This work will present the status of Ceph-related operations and development within the CERN IT Storage Group: we summarise significant production experience at the petabyte scale as well as strategic developments to integrate with our core storage services. As our primary back-end for OpenStack Cinder and Glance, Ceph has provided reliable storage to thousands of VMs for more than 3 years; this functionality is used by the full range of IT services and experiment applications.
Ceph at the LHC scale (above 10's of PB) has required novel contributions both in the development and operational side. For this reason, we have performed scale testing in cooperation with the core Ceph team. This work has been incorporated into the latest Ceph releases and enables Ceph to operate with at least 7,200 OSDs (totaling 30 PB in our tests).
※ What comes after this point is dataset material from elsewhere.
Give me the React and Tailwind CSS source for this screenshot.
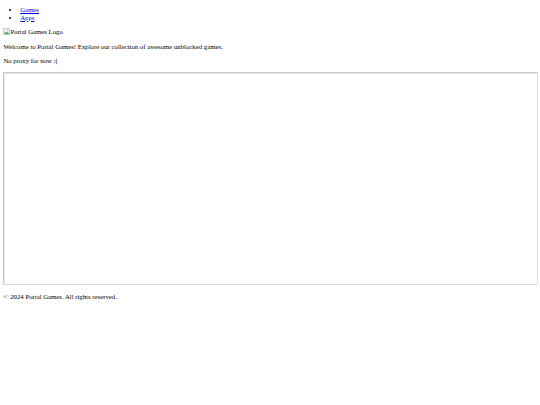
export default function App() {
  return (
    <div className="px-[3.375px] font-['Liberation_Serif',serif] text-[6.75px] leading-[7.8px] text-black">
      <nav>
        <ul className="mt-[5.75px] mb-[6.75px] list-disc pl-[16.875px]">
          <li>
            <a href="#" className="text-[#0000ee] underline">Games</a>
          </li>
          <li>
            <a href="#" className="text-[#0000ee] underline">Apps</a>
          </li>
        </ul>
      </nav>

      <div className="flex items-end">
        <svg width="7" height="7" viewBox="0 0 16 16" className="mb-[1px]">
          <rect x="1.5" y="1.5" width="13" height="13" fill="#f1f1f1" stroke="#9a9a9a" />
          <path d="M2 14 L6 8 L9 11 L11 9 L14 13 L14 14 Z" fill="#4caf50" />
          <circle cx="11" cy="5" r="1.6" fill="#7fb2e5" />
        </svg>
        <span>Portal Games Logo</span>
      </div>

      <p className="my-[6.75px]">Welcome to Portal Games! Explore our collection of awesome unblocked games.</p>
      <p className="my-[6.75px]">No proxy for now :(</p>

      <div className="h-[212.6px] w-[535px] border border-t-[#c8c8c8] border-l-[#c8c8c8] border-r-[#dcdcdc] border-b-[#dcdcdc] bg-white shadow-[inset_1px_1px_0_#e8e8e8]" />

      <footer className="mt-[8.4px]">
        <p>© 2024 Portal Games. All rights reserved.</p>
      </footer>
    </div>
  );
}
CASTOR has been evolved with the possibility to use a Ceph cluster as extensible high-performance data pool. The main advantages of this solution are the drastic reduction of the operational load and the possibility to deliver high single-stream performances to efficiently drive the CASTOR tape infrastructure. Ceph is currently our laboratory to explore S3 usage in HEP and to evolve other infrastructure services.
In this paper, we will highlight our Ceph-based services, the NFS Filer and CVMFS, both of which use virtual machines and Ceph block devices at their core. We will then discuss the experience in running Ceph at LHC scale (most notably early results with Ceph-CASTOR).